Throughout, Flaherty was dismayed to find that what seemed to her “one of the most refined, even transcendent talents, should be so influenced by biology.” Seven years after the publication of “The Midnight Disease” this hardly seems worth remarking on; many patients on antidepressants report a decrease in creative drive as a side effect.
Most cases of writer’s block are not, however, the result of a biochemical imbalance. Those not caused by being, as Eddie puts it, “depressed off my ass,” are more likely to be rooted in fear. It’s here that something called the Yerkes-Dodson Law applies. First proposed by two psychologists in 1908, this principle holds that the more “aroused” (i.e., engaged and challenged) a person is by a task, the better he or she performs, up to the point that the arousal becomes anxiety or worry, at which point performance declines.
In other words, beyond a certain point, the more difficult a writing task, and the more you think it matters, the more likely you are to become blocked. This may explain why journalists with, say, two deadlines per week almost never get blocked: no individual story ever has to carry that much weight. (The paycheck helps a lot, too. Not long ago, a woman sitting next to me on a plane asked if I had a trick for getting past writer’s block, and I replied, “Yes. It’s called a mortgage.”)
One reason blocked writers make great movie characters is that most Americans seem to think they have at least one book in them. “I’ve got a fantastic idea,” they say. “I just need to find the time to write it all down.” Ah yes, there’s the rub. And if they never quite get around to it, they can still identify with someone like Eddie, a guy with a similar gold mine locked inside him who got lucky enough to stumble upon the perfect key. These are the low-arousal low-performers, people who like to fantasize about being an author but who lack the motivation to power themselves through the drudgery of actually writing a book.
The high-arousal low-performers are more desperate cases.
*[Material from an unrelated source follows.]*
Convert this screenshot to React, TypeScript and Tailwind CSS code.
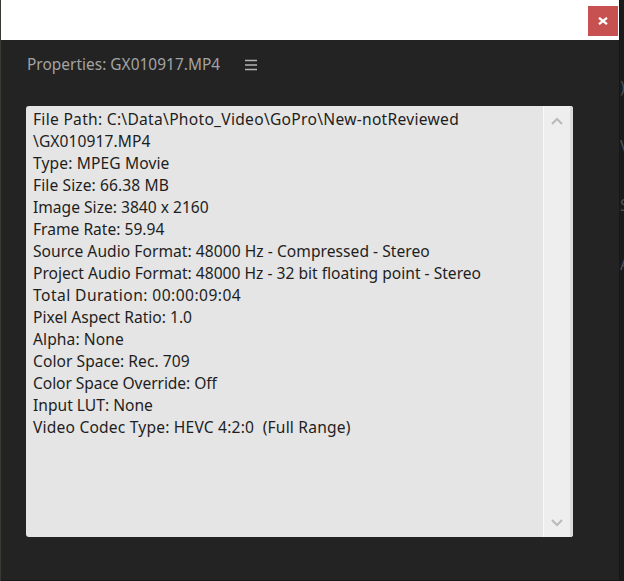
const lines = [
  { text: 'File Path: C:\\Data\\Photo_Video\\GoPro\\New-notReviewed', tracking: 'tracking-[0.28px]' },
  { text: '\\GX010917.MP4', tracking: 'tracking-[0.08px]' },
  { text: 'Type: MPEG Movie', tracking: 'tracking-[0.12px]' },
  { text: 'File Size: 66.38 MB', tracking: 'tracking-[0.1px]' },
  { text: 'Image Size: 3840 x 2160', tracking: '' },
  { text: 'Frame Rate: 59.94', tracking: '' },
  { text: 'Source Audio Format: 48000 Hz - Compressed - Stereo', tracking: 'tracking-[0.04px]' },
  { text: 'Project Audio Format: 48000 Hz - 32 bit floating point - Stereo', tracking: '' },
  { text: 'Total Duration: 00:00:09:04', tracking: 'tracking-[0.44px]' },
  { text: 'Pixel Aspect Ratio: 1.0', tracking: '' },
  { text: 'Alpha: None', tracking: 'tracking-[0.09px]' },
  { text: 'Color Space: Rec. 709', tracking: 'tracking-[0.05px]' },
  { text: 'Color Space Override: Off', tracking: 'tracking-[-0.08px]' },
  { text: 'Input LUT: None', tracking: '' },
  { text: 'Video Codec Type: HEVC 4:2:0  (Full Range)', tracking: 'tracking-[0.19px]' },
];

export default function App() {
  return (
    <div className="flex h-[581px] w-[624px] overflow-hidden bg-[#1b1b1b] font-['Noto_Sans',sans-serif]">
      <div className="w-px shrink-0 bg-[#3a3a34]" />
      <div className="flex w-[618px] shrink-0 flex-col">
        {/* title bar */}
        <div className="flex h-10 shrink-0 items-start justify-end bg-white pt-1.5 pr-px">
          <button className="flex h-[30px] w-[30px] items-center justify-center bg-[#c75050] text-white">
            <svg width="10" height="8" viewBox="0 0 10 8">
              <path d="M1 0.8 L9 7.2 M9 0.8 L1 7.2" stroke="currentColor" strokeWidth="2.2" fill="none" />
            </svg>
          </button>
        </div>

        <div className="flex flex-1 flex-col border-b border-[#1a1a1a] bg-[#232323] pt-[14px] pl-[25px]">
          <div className="flex h-[22px] items-center gap-[25px] pl-px text-[15.4px] tracking-[0.04px] text-[#a3a3a3]">
            <span>Properties: GX010917.MP4</span>
            <svg width="12" height="12" viewBox="0 0 12 12" className="text-[#b4b4b4]">
              <path d="M0 1.5 H12 M0 6 H12 M0 10.5 H12" stroke="currentColor" strokeWidth="1.5" fill="none" />
            </svg>
          </div>

          {/* text box */}
          <div className="mt-[30px] flex h-[431px] w-[547px] overflow-hidden rounded-[3px] bg-[#e5e5e5]">
            <div className="flex-1 pt-0.5 pl-[7px] text-[15.6px] leading-[22px] whitespace-pre text-[#1e1e1e]">
              {lines.map((line) => (
                <div key={line.text} className={line.tracking}>{line.text}</div>
              ))}
            </div>
            <div className="flex w-[30px] shrink-0 flex-col items-center justify-between border-l border-r-[3px] border-l-[#f8f8f8] border-r-[#dadada] bg-[#eeeeee] pt-[11px] pr-px pb-[10px]">
              <svg width="12" height="8" viewBox="0 0 12 8" className="text-[#b9b9b9]">
                <path d="M1 7 L6 2 L11 7" stroke="currentColor" strokeWidth="2" fill="none" />
              </svg>
              <svg width="12" height="8" viewBox="0 0 12 8" className="text-[#b9b9b9]">
                <path d="M1 1 L6 6 L11 1" stroke="currentColor" strokeWidth="2" fill="none" />
              </svg>
            </div>
          </div>
        </div>
      </div>

      {/* window behind, letters cut off by the dialog */}
      <div className="flex flex-1 flex-col gap-[37px] overflow-hidden border-l border-[#161616] pt-[76px] text-[16px] leading-[22px] text-[#4c5258]">
        <span>)</span>
        <span>V</span>
        <span>S</span>
        <span>A</span>
      </div>
    </div>
  );
}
They believe that writing the right book (or screenplay) will transform their lives and remake their identities, and with so much riding on the outcome, they choke. All of Hollywood’s blocked writers belong to this category: Their careers, marriages, houses — whatever — always seem to be hanging in the balance.
While overwrought, such scenarios have a subjective truth; the stakes fuel the block. Some of the most famously “blocked” writers, such as Samuel Taylor Coleridge, wrote reams of stuff — just not the stuff they thought they ought to be writing. It’s amazing what you can get done when you believe you’re shirking some other, more important enterprise.
That’s what every blocked writer really needs: something more significant they should be doing instead, an earth-shaking, life-changing project you’re stealing time from to work on this little novel. Or the great novel you ought to be drafting while you knock off your memoir just for fun. Granted, inventing such a decoy project and convincing yourself that you may actually get around to it someday requires a bold and sustained act of imagination. But that’s what writers do, isn’t it — make stuff up?